> _Dataset excerpt_:
[start]

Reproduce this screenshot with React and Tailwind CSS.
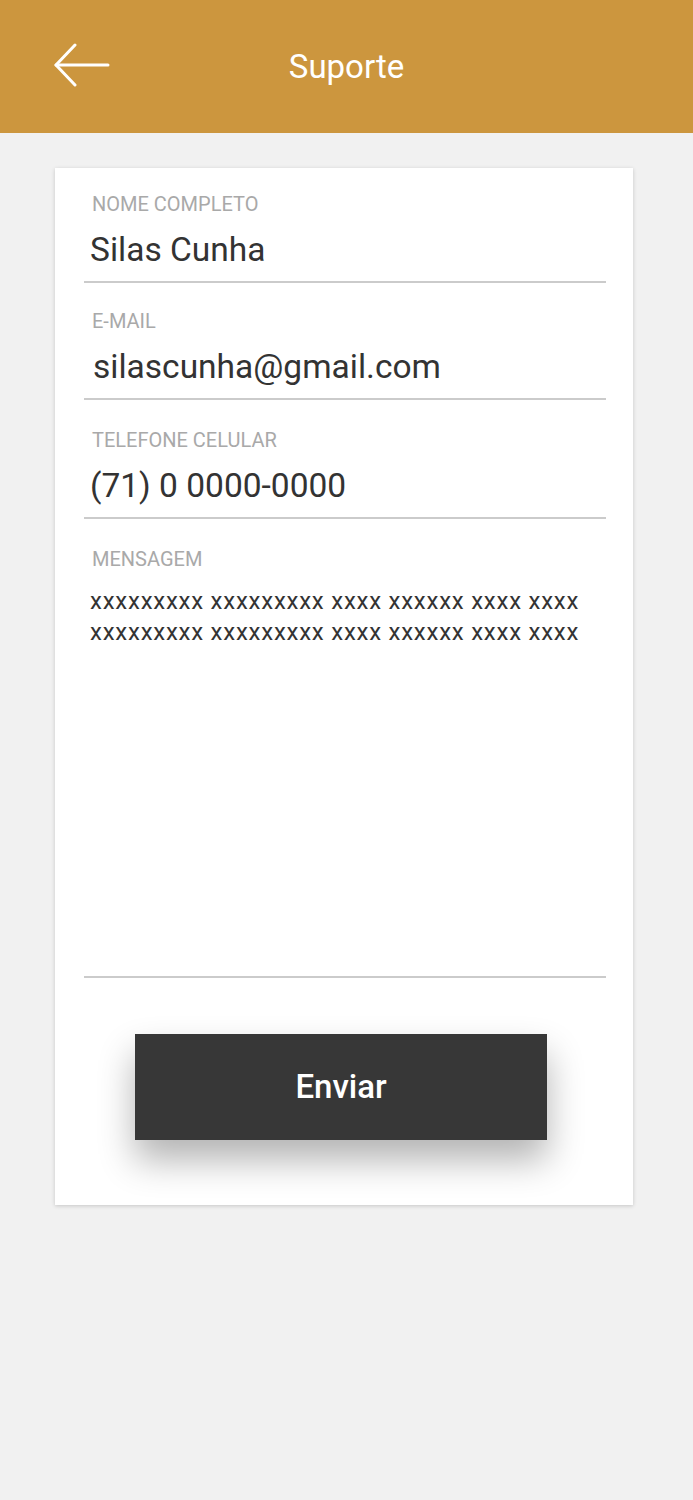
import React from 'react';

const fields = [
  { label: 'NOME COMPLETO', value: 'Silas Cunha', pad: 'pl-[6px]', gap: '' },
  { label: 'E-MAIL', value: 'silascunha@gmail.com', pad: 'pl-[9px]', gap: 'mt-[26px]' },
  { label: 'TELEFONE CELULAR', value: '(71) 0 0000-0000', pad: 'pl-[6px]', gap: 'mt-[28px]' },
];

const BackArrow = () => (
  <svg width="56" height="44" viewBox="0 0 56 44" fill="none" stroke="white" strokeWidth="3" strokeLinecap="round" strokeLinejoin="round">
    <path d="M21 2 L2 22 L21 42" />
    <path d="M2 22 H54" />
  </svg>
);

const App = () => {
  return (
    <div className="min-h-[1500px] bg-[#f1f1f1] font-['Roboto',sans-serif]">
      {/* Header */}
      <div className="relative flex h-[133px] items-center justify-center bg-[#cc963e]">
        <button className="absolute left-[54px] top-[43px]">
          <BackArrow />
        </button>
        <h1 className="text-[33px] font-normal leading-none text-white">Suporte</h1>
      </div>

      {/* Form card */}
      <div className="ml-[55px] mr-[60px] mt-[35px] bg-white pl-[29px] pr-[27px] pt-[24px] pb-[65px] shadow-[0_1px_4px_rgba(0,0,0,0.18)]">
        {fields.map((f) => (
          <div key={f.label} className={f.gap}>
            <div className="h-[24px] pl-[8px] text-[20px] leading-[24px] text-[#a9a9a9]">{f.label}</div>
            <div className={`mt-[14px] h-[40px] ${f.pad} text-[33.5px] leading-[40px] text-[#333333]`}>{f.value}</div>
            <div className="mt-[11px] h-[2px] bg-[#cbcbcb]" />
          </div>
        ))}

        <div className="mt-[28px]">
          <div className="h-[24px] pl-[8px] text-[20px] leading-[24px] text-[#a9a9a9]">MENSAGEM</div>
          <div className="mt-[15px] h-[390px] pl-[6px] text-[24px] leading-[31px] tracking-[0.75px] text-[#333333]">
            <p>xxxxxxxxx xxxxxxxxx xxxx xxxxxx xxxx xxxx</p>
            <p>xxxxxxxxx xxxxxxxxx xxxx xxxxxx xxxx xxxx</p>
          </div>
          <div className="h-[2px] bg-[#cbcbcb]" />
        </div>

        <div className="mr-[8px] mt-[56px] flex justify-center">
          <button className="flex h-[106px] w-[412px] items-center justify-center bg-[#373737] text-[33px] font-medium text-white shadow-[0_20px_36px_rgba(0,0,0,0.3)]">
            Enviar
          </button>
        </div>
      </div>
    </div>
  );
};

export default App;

[end]

> _Written problem_: Say how many lines of the data include the string "React". Nothing other than the number should be given.

> _Solution to the exercise_: 2